Donnelly freshman Marlene Torres was one of the students who read to the young students.

“We wanted to encourage a lot of children, starting at a young age, to read and encourage them to practice
creative writing skills by reading them these poems and being an inspiration to them,” Torres said. “They
can really start to spark their imaginations and be able to be more creative and start to pick up on some writing skills,
which they usually start to learn around first or second grade. It’s really good to expose them to this – especially because there are a lot of bilingual students.” 

The students that attend Our Lady of Unity School and those that attend Donnelly are not that different.

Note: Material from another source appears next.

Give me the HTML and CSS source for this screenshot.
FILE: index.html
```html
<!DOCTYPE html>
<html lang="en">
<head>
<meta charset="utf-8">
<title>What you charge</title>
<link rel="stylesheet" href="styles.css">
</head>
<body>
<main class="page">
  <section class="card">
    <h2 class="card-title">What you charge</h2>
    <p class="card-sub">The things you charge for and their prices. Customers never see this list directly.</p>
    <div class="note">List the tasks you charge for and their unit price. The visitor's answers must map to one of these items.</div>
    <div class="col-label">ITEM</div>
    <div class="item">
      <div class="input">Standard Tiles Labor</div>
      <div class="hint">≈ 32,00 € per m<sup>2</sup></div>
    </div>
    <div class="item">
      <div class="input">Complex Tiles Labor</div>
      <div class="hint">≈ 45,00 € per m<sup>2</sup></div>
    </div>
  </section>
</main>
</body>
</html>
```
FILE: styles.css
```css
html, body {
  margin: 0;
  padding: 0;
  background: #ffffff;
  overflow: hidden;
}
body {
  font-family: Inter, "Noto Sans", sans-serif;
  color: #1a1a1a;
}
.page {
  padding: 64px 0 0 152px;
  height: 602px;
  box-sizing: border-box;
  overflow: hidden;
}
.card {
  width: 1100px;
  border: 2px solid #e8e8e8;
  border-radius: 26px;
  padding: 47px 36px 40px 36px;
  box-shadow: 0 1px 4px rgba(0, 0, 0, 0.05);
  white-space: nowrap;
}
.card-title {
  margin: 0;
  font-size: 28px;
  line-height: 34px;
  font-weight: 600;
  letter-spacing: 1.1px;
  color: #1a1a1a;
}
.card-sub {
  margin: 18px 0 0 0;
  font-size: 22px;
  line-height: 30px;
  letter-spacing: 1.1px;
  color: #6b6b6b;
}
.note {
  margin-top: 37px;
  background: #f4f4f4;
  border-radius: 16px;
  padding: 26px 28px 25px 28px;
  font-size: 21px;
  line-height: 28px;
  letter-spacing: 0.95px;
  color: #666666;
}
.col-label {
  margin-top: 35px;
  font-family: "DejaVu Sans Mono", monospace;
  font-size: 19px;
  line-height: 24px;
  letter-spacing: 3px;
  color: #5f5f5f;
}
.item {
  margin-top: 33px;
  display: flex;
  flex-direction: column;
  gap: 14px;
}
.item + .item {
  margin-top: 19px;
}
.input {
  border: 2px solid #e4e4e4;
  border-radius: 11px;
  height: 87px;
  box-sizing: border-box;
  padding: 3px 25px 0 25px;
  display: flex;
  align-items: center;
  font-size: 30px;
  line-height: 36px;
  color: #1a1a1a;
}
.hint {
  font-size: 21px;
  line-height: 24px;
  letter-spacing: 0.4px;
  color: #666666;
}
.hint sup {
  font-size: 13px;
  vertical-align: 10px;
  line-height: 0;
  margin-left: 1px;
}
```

Many are of a similar demographic group. 

“Our population at Donnelly mimics the population at Our Lady of Unity and I think that connection was important for both to see,” Stoothoff said. Because of this, the students are receiving much more than simply a special guest reader in class. 

It’s a win-win situation because the elementary school students see role models: ‘Hey, he looks just like me, he speaks like me, maybe he went to school here and look what he’s done with his life – he’s going to college now,’” Stoothoff said. “It shows them this is a step. Not, it could happen – it will happen. You will go to college someday.” 

Donnelly College Preparatory Education classes have read to students at both public and private schools within the urban core of Kansas City, including M.E. Pearson Elementary, McKinley Elementary and Resurrection Catholic School.